As suas armas são murucus, curabis ervados, cuidarus, algumas braçangas, arcos e tacoaras. Os seus utensis eram algumas panelas dos que por aqui se chamam igaçabas; redes para dormirem, a que se dá o nome de maqueiras, e são tecidas do fio, em que torcem as folhas da palmeira muruti; cabaços, cuias, balaios, gurupemes,[3] tipitis, abanos, ralos e todo o mais trem preciso para fabricarem as farinhas e os beijus de mandiocas.

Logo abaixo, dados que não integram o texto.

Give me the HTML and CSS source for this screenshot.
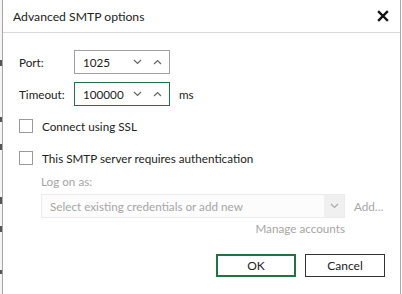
FILE: index.html
```html
<!DOCTYPE html>
<html lang="en">
<head>
  <meta charset="UTF-8">
  <title>Advanced SMTP options</title>
  <link rel="stylesheet" href="styles.css">
</head>
<body>
  <div class="backdrop">
    <span class="mark m1"></span>
    <span class="mark m2"></span>
    <span class="mark m3"></span>
    <span class="mark m4"></span>
    <span class="mark m5"></span>
    <span class="mark m6"></span>
  </div>
  <div class="dialog">
    <div class="dialog-header">
      <span class="dialog-title">Advanced SMTP options</span>
      <svg class="close-icon" width="12" height="12" viewBox="0 0 12 12">
        <path d="M2 2 L10 10 M10 2 L2 10" stroke="#111" stroke-width="2.4" stroke-linecap="square"/>
      </svg>
    </div>
    <div class="dialog-body">
      <div class="field-row">
        <label class="field-label">Port:</label>
        <div class="spin">
          <span class="spin-value">1025</span>
          <svg class="chev" width="9" height="6" viewBox="0 0 9 6"><polyline points="1,1 4.5,4.5 8,1" fill="none" stroke="#666" stroke-width="1.2"/></svg>
          <svg class="chev" width="9" height="6" viewBox="0 0 9 6"><polyline points="1,5 4.5,1.5 8,5" fill="none" stroke="#666" stroke-width="1.2"/></svg>
        </div>
      </div>
      <div class="field-row">
        <label class="field-label">Timeout:</label>
        <div class="spin spin-focus">
          <span class="spin-value">100000</span>
          <svg class="chev" width="9" height="6" viewBox="0 0 9 6"><polyline points="1,1 4.5,4.5 8,1" fill="none" stroke="#666" stroke-width="1.2"/></svg>
          <svg class="chev" width="9" height="6" viewBox="0 0 9 6"><polyline points="1,5 4.5,1.5 8,5" fill="none" stroke="#666" stroke-width="1.2"/></svg>
        </div>
        <span class="unit">ms</span>
      </div>

      <div class="check-row first">
        <span class="checkbox"></span>
        <span>Connect using SSL</span>
      </div>
      <div class="check-row">
        <span class="checkbox"></span>
        <span>This SMTP server requires authentication</span>
      </div>

      <div class="auth">
        <div class="muted logon">Log on as:</div>
        <div class="combo-row">
          <div class="combo">
            <span class="combo-text">Select existing credentials or add new</span>
            <span class="combo-btn">
              <svg width="9" height="6" viewBox="0 0 9 6"><polyline points="1,1 4.5,4.5 8,1" fill="none" stroke="#aaa" stroke-width="1.2"/></svg>
            </span>
          </div>
          <span class="muted add">Add...</span>
        </div>
        <div class="muted manage">Manage accounts</div>
      </div>

      <div class="buttons">
        <button class="btn btn-ok">OK</button>
        <button class="btn">Cancel</button>
      </div>
    </div>
  </div>
</body>
</html>
```

FILE: styles.css
```css
body {
  margin: 0;
  width: 402px;
  height: 294px;
  display: flex;
  background: #fff;
  font-family: Lato, "Noto Sans", sans-serif;
  font-size: 11.7px;
  color: #222;
  overflow: hidden;
}

.backdrop {
  width: 2px;
  position: relative;
  background: #f4f4f4;
}

.mark {
  position: absolute;
  left: 0;
  width: 2px;
  background: #555;
}

.m1 { top: 60px; height: 6px; }
.m2 { top: 117px; height: 5px; }
.m3 { top: 144px; height: 6px; }
.m4 { top: 197px; height: 7px; }
.m5 { top: 226px; height: 6px; }
.m6 { top: 270px; height: 4px; }

.dialog {
  width: 397px;
  border-left: 1px solid #a8a8a8;
  border-right: 1px solid #a8a8a8;
  background: #fff;
  display: flex;
  flex-direction: column;
}

.dialog-header {
  height: 33px;
  border-bottom: 1px solid #dadada;
  display: flex;
  align-items: center;
  justify-content: space-between;
  padding: 0 11px 0 10px;
  box-sizing: border-box;
}

.dialog-title {
  font-size: 12.2px;
  color: #222;
  margin-top: 1px;
}

.close-icon {
  margin-top: -1px;
}

.dialog-body {
  padding: 17px 0 0 16px;
  display: flex;
  flex-direction: column;
}

.field-row {
  display: flex;
  align-items: center;
  height: 24px;
  margin-bottom: 8px;
}

.field-label {
  width: 55px;
}

.spin {
  width: 96px;
  height: 24px;
  box-sizing: border-box;
  border: 1px solid #a0a0a0;
  display: flex;
  align-items: center;
  padding-left: 8px;
}

.spin-focus {
  border-color: #217346;
}

.spin-value {
  flex: 1;
}

.chev {
  margin-right: 11px;
}

.chev + .chev {
  margin-right: 7px;
}

.unit {
  margin-left: 9px;
}

.check-row {
  display: flex;
  align-items: center;
  height: 18px;
  margin-top: 14px;
}

.check-row.first {
  margin-top: 3px;
}

.checkbox {
  width: 12px;
  height: 12px;
  border: 1px solid #999;
  margin-right: 9px;
}

.auth {
  padding-left: 22px;
  margin-top: 5px;
}

.muted {
  color: #a6a6a6;
}

.logon {
  height: 18px;
  line-height: 18px;
}

.combo-row {
  display: flex;
  align-items: center;
  margin-top: 4px;
}

.combo {
  width: 304px;
  height: 24px;
  box-sizing: border-box;
  border: 1px solid #ececec;
  background: #fcfcfc;
  display: flex;
  align-items: center;
  padding-left: 8px;
}

.combo-text {
  flex: 1;
  color: #a6a6a6;
}

.combo-btn {
  width: 20px;
  height: 22px;
  background: #f0f0f0;
  display: flex;
  align-items: center;
  justify-content: center;
}

.add {
  margin-left: 9px;
}

.manage {
  margin-top: 3px;
  width: 304px;
  text-align: right;
}

.buttons {
  display: flex;
  justify-content: flex-end;
  gap: 9px;
  margin-top: 19px;
  padding-right: 15px;
}

.btn {
  width: 80px;
  height: 23px;
  box-sizing: border-box;
  background: #fff;
  border: 1px solid #333;
  font-family: inherit;
  font-size: 12px;
  color: #222;
  padding: 0;
}

.btn-ok {
  border: 2px solid #217346;
}
```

Não se admirará por certo a simplicidade de semelhantes utensis, se se refletir que os esforços do espírito e da indústria dos povos, que em nenhuma outra cousa se ocupam, senão na guerra e na caça, só a estes dous objetos se limitam. Quanto aos outros objetos são tão limitados os seus desejos, estão contraídas as suas necessidades, que toda a sua invenção certamente não acha em que se exercitar. Como todo o seu sustento e vestidos são muitos símplices, também os seus utensis são poucos, e esses mesmos, grosseiros. Acresce que entre eles nenhuma idéia há de propriedade: tudo é para todos. Basta que um dos do rancho tenha feito um ralo, para todos entrarem em direito de se servirem dele. A sua indolência natural é outro obstáculo que encontrarão a multiplicidade dos móveis, e o mecanismo, e a conveniência da sua construção. Principiam friamente a fazer uma maquira: continuam com pouca atividade, e como se fossem umas crianças, qualquer bagatela basta para os distrair. Uma canoa entre suas mãos chega o apodrecer de velha antes de a eles concluírem. Por mais fáceis que sejam, as suas operações manuais consomem muito tempo. Faltam-lhes as ferramentas e todo o gênero de menos empregar a sua paciência e assiduidade no trabalho de copiar o que vêem com uma exatidão servil e minuciosa, do que [resulta não] dar a mais leve tintura à sua própria invenção. Nenhum deles faz senão o que vê; e nenhum deles vê, senão o que imediatamente lhes entra pelos olhos.

 

Barcelos, 28 de agosto de 1787.

Alexandre Rodrigues Ferreira.

 


[1] Códice 21,2,24 da Biblioteca Nacional do Rio de Janeiro.

[2] Porra pode ser um pedaço de pau ou um porrete, mas, neste contexto, parece se tratar de “gorra” e não “porra”.

[3] Variante de "gurupemas", espécie de peneira de palha.